*DATASET CONTENT:*
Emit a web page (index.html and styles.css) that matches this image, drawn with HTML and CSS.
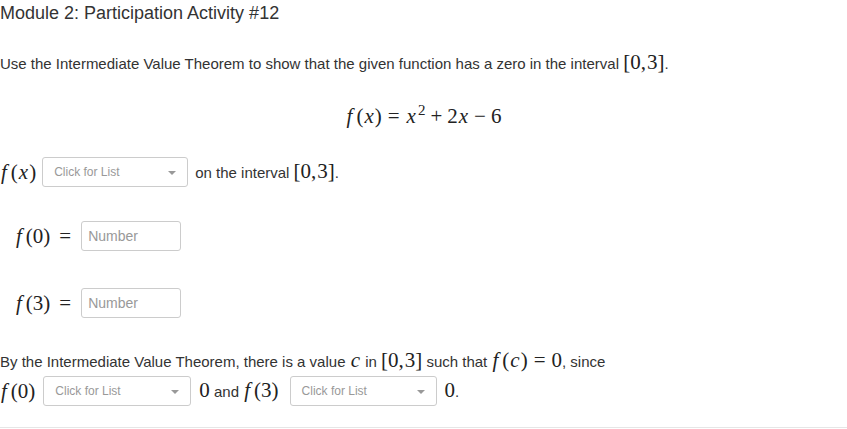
FILE: index.html
```html
<!DOCTYPE html>
<html>
<head>
<meta charset="utf-8">
<link rel="stylesheet" href="styles.css">
</head>
<body>
<div class="page">
  <h1 class="title">Module 2: Participation Activity #12</h1>
  <p class="intro">Use the Intermediate Value Theorem to show that the given function has a zero in the interval <span class="m">[0<span class="comma">,</span>3]</span>.</p>
  <div class="equation"><span class="m"><i class="f">f</i>(<i class="v">x</i>)<span class="rel">=</span><i class="v">x</i><sup>2</sup><span class="bin">+</span>2<i class="v">x</i><span class="bin">−</span>6</span></div>

  <div class="row row-fx">
    <span class="m"><i class="f">f</i>(<i class="v">x</i>)</span>
    <div class="select"><span class="select-text">Click for List</span><span class="caret"></span></div>
    <span class="txt">on the interval <span class="m">[0<span class="comma">,</span>3]</span>.</span>
  </div>

  <div class="row row-val row-f0">
    <span class="m"><i class="f">f</i>(0)<span class="rel rel-end">=</span></span>
    <div class="input">Number</div>
  </div>

  <div class="row row-val row-f3">
    <span class="m"><i class="f">f</i>(3)<span class="rel rel-end">=</span></span>
    <div class="input">Number</div>
  </div>

  <p class="conclusion">By the Intermediate Value Theorem, there is a value <span class="m"><i class="v">c</i></span> in <span class="m">[0<span class="comma">,</span>3]</span> such that <span class="m"><i class="f">f</i>(<i class="v">c</i>)<span class="rel">=</span>0</span>, since</p>
  <div class="row row-last">
    <span class="m"><i class="f">f</i>(0)</span>
    <div class="select select-b"><span class="select-text">Click for List</span><span class="caret"></span></div>
    <span class="txt"><span class="m">0</span> and <span class="m"><i class="f">f</i>(3)</span></span>
    <div class="select select-c"><span class="select-text">Click for List</span><span class="caret"></span></div>
    <span class="txt"><span class="m">0</span>.</span>
  </div>
  <div class="rule"></div>
</div>
</body>
</html>
```

FILE: styles.css
```css
html, body {
  margin: 0;
  padding: 0;
  background: #ffffff;
}

.page {
  font-family: "Liberation Sans", Arial, sans-serif;
  font-size: 15px;
  color: #333333;
  width: 847px;
}

.title {
  font-size: 18px;
  font-weight: normal;
  line-height: 20px;
  margin: 0;
  padding-top: 3px;
}

.intro {
  margin: 31px 0 0 0;
  line-height: 20px;
}

.m {
  font-family: "Liberation Serif", "Times New Roman", serif;
  font-size: 21px;
  line-height: 16px;
  color: #222222;
}

.m i {
  font-style: italic;
}

.m .f {
  margin-right: 4px;
  margin-left: 1px;
}

.m .v {
  margin: 0 1px;
}

.m .comma {
  margin-right: 1px;
}

.m sup {
  font-size: 15px;
  line-height: 0;
  vertical-align: 8px;
  margin-left: 1px;
}

.rel {
  margin: 0 6px;
}

.rel-end {
  margin-left: 9px;
  margin-right: 0;
}

.bin {
  margin: 0 5px;
}

.equation {
  margin-top: 32px;
  text-align: center;
  line-height: 24px;
  height: 24px;
}

.row {
  display: flex;
  align-items: center;
}

.row-fx {
  margin-top: 27px;
  height: 30px;
}

.row-fx .select {
  margin-left: 6px;
  width: 146px;
}

.row-fx .txt {
  margin-left: 7px;
}

.select {
  box-sizing: border-box;
  height: 30px;
  border: 1px solid #cccccc;
  border-radius: 3px;
  display: flex;
  align-items: center;
  justify-content: space-between;
  padding: 0 11px 0 11px;
  background: #ffffff;
}

.select-text {
  font-size: 12px;
  color: #999999;
}

.caret {
  width: 0;
  height: 0;
  border-left: 4px solid transparent;
  border-right: 4px solid transparent;
  border-top: 4px solid #999999;
  margin-top: 1px;
}

.row-val {
  padding-left: 15px;
  height: 30px;
}

.row-f0 {
  margin-top: 34px;
}

.row-f3 {
  margin-top: 37px;
}

.input {
  box-sizing: border-box;
  width: 100px;
  height: 30px;
  margin-left: 10px;
  border: 1px solid #cccccc;
  border-radius: 3px;
  padding-left: 6px;
  display: flex;
  align-items: center;
  color: #999999;
  font-size: 14px;
}

.conclusion {
  margin: 34px 0 0 0;
  line-height: 20px;
}

.row-last {
  margin-top: 4px;
  height: 30px;
}

.row-last .select-b {
  margin-left: 8px;
  width: 148px;
}

.row-last .txt {
  margin-left: 8px;
}

.row-last .select-c {
  margin-left: 11px;
  width: 147px;
}

.rule {
  margin-top: 21px;
  height: 1px;
  background: #e6e6e6;
}
```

*DIRECTION:*
Extract the full listing exactly, with the pictures left out.

*EXERCISE OUTPUT:*
Emit a web page (index.html and styles.css) that matches this image, drawn with HTML and CSS.
FILE: index.html
```html
<!DOCTYPE html>
<html>
<head>
<meta charset="utf-8">
<link rel="stylesheet" href="styles.css">
</head>
<body>
<div class="page">
  <h1 class="title">Module 2: Participation Activity #12</h1>
  <p class="intro">Use the Intermediate Value Theorem to show that the given function has a zero in the interval <span class="m">[0<span class="comma">,</span>3]</span>.</p>
  <div class="equation"><span class="m"><i class="f">f</i>(<i class="v">x</i>)<span class="rel">=</span><i class="v">x</i><sup>2</sup><span class="bin">+</span>2<i class="v">x</i><span class="bin">−</span>6</span></div>

  <div class="row row-fx">
    <span class="m"><i class="f">f</i>(<i class="v">x</i>)</span>
    <div class="select"><span class="select-text">Click for List</span><span class="caret"></span></div>
    <span class="txt">on the interval <span class="m">[0<span class="comma">,</span>3]</span>.</span>
  </div>

  <div class="row row-val row-f0">
    <span class="m"><i class="f">f</i>(0)<span class="rel rel-end">=</span></span>
    <div class="input">Number</div>
  </div>

  <div class="row row-val row-f3">
    <span class="m"><i class="f">f</i>(3)<span class="rel rel-end">=</span></span>
    <div class="input">Number</div>
  </div>

  <p class="conclusion">By the Intermediate Value Theorem, there is a value <span class="m"><i class="v">c</i></span> in <span class="m">[0<span class="comma">,</span>3]</span> such that <span class="m"><i class="f">f</i>(<i class="v">c</i>)<span class="rel">=</span>0</span>, since</p>
  <div class="row row-last">
    <span class="m"><i class="f">f</i>(0)</span>
    <div class="select select-b"><span class="select-text">Click for List</span><span class="caret"></span></div>
    <span class="txt"><span class="m">0</span> and <span class="m"><i class="f">f</i>(3)</span></span>
    <div class="select select-c"><span class="select-text">Click for List</span><span class="caret"></span></div>
    <span class="txt"><span class="m">0</span>.</span>
  </div>
  <div class="rule"></div>
</div>
</body>
</html>
```

FILE: styles.css
```css
html, body {
  margin: 0;
  padding: 0;
  background: #ffffff;
}

.page {
  font-family: "Liberation Sans", Arial, sans-serif;
  font-size: 15px;
  color: #333333;
  width: 847px;
}

.title {
  font-size: 18px;
  font-weight: normal;
  line-height: 20px;
  margin: 0;
  padding-top: 3px;
}

.intro {
  margin: 31px 0 0 0;
  line-height: 20px;
}

.m {
  font-family: "Liberation Serif", "Times New Roman", serif;
  font-size: 21px;
  line-height: 16px;
  color: #222222;
}

.m i {
  font-style: italic;
}

.m .f {
  margin-right: 4px;
  margin-left: 1px;
}

.m .v {
  margin: 0 1px;
}

.m .comma {
  margin-right: 1px;
}

.m sup {
  font-size: 15px;
  line-height: 0;
  vertical-align: 8px;
  margin-left: 1px;
}

.rel {
  margin: 0 6px;
}

.rel-end {
  margin-left: 9px;
  margin-right: 0;
}

.bin {
  margin: 0 5px;
}

.equation {
  margin-top: 32px;
  text-align: center;
  line-height: 24px;
  height: 24px;
}

.row {
  display: flex;
  align-items: center;
}

.row-fx {
  margin-top: 27px;
  height: 30px;
}

.row-fx .select {
  margin-left: 6px;
  width: 146px;
}

.row-fx .txt {
  margin-left: 7px;
}

.select {
  box-sizing: border-box;
  height: 30px;
  border: 1px solid #cccccc;
  border-radius: 3px;
  display: flex;
  align-items: center;
  justify-content: space-between;
  padding: 0 11px 0 11px;
  background: #ffffff;
}

.select-text {
  font-size: 12px;
  color: #999999;
}

.caret {
  width: 0;
  height: 0;
  border-left: 4px solid transparent;
  border-right: 4px solid transparent;
  border-top: 4px solid #999999;
  margin-top: 1px;
}

.row-val {
  padding-left: 15px;
  height: 30px;
}

.row-f0 {
  margin-top: 34px;
}

.row-f3 {
  margin-top: 37px;
}

.input {
  box-sizing: border-box;
  width: 100px;
  height: 30px;
  margin-left: 10px;
  border: 1px solid #cccccc;
  border-radius: 3px;
  padding-left: 6px;
  display: flex;
  align-items: center;
  color: #999999;
  font-size: 14px;
}

.conclusion {
  margin: 34px 0 0 0;
  line-height: 20px;
}

.row-last {
  margin-top: 4px;
  height: 30px;
}

.row-last .select-b {
  margin-left: 8px;
  width: 148px;
}

.row-last .txt {
  margin-left: 8px;
}

.row-last .select-c {
  margin-left: 11px;
  width: 147px;
}

.rule {
  margin-top: 21px;
  height: 1px;
  background: #e6e6e6;
}
```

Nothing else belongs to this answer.